**INSTRUCTIONS TO FOLLOW:**
Go through the data below. List every line that holds the word "with".

**SUPPLIED MATERIAL:**
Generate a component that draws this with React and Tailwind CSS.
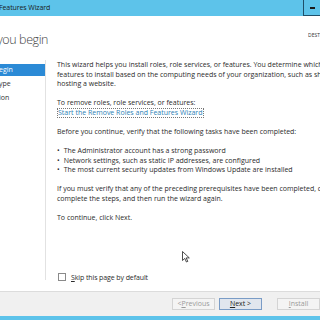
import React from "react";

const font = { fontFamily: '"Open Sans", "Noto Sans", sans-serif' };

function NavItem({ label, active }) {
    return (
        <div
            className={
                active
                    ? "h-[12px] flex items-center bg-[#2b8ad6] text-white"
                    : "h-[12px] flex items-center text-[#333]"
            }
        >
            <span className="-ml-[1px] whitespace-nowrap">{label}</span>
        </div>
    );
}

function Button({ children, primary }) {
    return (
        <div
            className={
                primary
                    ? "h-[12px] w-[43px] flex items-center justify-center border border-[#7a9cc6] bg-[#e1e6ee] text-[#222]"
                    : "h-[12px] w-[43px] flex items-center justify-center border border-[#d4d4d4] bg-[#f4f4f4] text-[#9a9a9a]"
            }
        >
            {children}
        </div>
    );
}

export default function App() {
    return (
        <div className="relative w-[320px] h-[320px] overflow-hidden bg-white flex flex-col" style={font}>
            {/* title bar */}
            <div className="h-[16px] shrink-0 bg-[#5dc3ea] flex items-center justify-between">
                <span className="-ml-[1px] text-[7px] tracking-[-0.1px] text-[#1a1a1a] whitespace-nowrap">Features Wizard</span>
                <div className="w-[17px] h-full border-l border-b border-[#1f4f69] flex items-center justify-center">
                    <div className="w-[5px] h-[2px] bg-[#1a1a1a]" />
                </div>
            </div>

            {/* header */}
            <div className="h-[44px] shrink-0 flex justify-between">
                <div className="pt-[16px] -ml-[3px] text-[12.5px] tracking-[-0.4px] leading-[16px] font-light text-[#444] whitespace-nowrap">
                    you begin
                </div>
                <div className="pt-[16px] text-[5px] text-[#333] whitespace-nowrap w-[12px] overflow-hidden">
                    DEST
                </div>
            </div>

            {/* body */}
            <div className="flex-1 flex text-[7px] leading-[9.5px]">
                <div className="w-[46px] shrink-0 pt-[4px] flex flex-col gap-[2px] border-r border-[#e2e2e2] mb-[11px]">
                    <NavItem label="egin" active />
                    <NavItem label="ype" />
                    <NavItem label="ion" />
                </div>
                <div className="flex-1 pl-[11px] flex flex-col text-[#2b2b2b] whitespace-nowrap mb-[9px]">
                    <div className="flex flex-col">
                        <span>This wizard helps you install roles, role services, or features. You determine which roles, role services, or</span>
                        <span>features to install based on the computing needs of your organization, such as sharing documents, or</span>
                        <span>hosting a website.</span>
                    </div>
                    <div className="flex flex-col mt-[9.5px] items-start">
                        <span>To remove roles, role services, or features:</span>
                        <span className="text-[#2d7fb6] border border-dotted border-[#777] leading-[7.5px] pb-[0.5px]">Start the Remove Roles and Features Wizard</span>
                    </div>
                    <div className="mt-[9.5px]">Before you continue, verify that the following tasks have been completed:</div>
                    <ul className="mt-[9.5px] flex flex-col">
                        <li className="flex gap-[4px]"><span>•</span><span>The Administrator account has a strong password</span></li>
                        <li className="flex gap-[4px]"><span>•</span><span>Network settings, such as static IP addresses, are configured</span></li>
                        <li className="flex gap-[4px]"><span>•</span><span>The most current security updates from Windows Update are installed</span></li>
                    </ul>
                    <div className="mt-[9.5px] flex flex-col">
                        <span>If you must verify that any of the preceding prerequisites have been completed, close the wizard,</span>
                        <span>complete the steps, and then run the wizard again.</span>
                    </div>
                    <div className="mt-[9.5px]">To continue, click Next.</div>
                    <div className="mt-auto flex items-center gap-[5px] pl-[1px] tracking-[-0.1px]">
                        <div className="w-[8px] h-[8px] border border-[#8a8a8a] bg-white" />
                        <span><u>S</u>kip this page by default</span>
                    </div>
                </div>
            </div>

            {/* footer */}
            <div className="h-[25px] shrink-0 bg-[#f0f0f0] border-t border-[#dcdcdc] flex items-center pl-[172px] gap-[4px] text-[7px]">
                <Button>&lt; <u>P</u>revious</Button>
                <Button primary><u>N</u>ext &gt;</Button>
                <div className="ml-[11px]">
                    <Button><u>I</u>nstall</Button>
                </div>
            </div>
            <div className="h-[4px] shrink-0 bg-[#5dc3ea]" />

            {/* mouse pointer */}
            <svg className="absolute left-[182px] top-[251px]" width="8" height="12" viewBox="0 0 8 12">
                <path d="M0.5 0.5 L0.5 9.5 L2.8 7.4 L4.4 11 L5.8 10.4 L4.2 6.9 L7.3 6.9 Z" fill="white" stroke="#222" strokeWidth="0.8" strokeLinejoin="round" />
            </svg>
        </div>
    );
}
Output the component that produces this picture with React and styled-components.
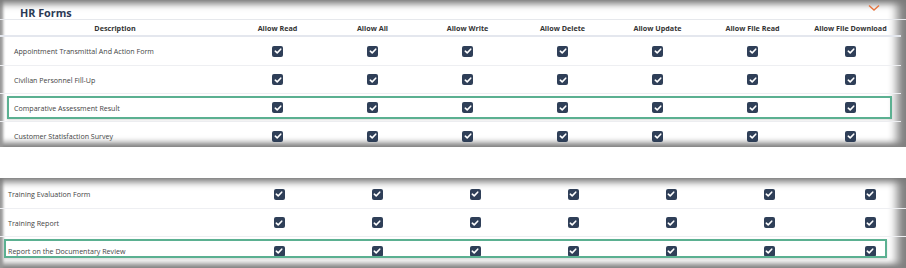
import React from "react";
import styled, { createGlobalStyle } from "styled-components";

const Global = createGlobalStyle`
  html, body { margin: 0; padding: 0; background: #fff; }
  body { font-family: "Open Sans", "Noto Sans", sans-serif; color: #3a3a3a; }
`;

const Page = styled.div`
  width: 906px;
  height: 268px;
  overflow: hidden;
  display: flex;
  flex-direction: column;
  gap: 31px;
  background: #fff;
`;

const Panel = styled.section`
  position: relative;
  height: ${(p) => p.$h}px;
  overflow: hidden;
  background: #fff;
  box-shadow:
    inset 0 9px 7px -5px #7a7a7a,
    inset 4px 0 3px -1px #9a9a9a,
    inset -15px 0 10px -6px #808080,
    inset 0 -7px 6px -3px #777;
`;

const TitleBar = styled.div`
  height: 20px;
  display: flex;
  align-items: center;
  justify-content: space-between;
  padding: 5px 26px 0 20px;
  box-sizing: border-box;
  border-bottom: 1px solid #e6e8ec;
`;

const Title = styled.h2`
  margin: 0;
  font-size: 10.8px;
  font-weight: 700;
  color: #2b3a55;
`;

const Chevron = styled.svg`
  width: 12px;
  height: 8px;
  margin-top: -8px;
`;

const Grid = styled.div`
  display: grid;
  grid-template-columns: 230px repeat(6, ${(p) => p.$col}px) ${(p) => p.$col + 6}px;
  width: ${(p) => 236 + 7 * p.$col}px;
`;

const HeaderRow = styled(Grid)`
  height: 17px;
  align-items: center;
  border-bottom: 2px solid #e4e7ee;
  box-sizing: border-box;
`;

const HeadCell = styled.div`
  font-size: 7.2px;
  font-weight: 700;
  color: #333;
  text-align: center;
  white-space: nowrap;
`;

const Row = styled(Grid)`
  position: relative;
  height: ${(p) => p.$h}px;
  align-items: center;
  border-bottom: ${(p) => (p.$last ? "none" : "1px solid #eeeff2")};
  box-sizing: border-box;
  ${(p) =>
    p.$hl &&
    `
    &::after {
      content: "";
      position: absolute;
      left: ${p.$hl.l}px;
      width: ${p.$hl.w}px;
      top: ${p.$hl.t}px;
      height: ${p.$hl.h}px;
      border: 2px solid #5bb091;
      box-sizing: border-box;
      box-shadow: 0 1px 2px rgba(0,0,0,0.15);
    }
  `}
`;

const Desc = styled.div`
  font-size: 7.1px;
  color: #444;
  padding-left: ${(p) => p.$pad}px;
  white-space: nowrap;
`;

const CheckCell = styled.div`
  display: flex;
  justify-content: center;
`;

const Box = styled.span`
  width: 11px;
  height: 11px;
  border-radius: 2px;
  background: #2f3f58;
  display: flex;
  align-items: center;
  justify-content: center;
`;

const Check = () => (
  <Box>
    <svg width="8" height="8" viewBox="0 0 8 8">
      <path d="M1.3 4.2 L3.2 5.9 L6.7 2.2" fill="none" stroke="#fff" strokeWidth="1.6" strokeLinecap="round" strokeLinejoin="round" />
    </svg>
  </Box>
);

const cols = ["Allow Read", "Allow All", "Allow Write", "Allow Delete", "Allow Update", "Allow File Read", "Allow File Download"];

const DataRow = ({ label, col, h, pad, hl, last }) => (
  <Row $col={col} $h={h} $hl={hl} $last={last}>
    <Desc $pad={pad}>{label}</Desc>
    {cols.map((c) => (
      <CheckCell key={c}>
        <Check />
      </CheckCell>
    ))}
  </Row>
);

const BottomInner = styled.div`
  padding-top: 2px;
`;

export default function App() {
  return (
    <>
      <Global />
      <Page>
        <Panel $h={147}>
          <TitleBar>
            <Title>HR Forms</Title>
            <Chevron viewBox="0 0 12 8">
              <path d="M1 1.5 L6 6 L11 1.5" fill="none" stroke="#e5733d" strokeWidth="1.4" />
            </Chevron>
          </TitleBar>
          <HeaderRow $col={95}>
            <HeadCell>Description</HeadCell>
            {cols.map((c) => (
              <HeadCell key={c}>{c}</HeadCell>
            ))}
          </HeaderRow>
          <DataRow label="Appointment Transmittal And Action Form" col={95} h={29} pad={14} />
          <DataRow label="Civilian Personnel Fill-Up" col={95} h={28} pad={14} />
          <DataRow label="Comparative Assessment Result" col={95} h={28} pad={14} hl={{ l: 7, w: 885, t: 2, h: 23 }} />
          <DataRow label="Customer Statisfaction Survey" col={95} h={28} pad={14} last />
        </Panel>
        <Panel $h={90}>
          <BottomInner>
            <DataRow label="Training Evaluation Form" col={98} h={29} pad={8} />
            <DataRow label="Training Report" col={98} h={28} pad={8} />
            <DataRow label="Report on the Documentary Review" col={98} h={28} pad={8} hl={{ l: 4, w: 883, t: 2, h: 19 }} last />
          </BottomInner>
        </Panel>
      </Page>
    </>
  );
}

**RESULT OF THE TASK:**
Generate a component that draws this with React and Tailwind CSS.
Output the component that produces this picture with React and styled-components.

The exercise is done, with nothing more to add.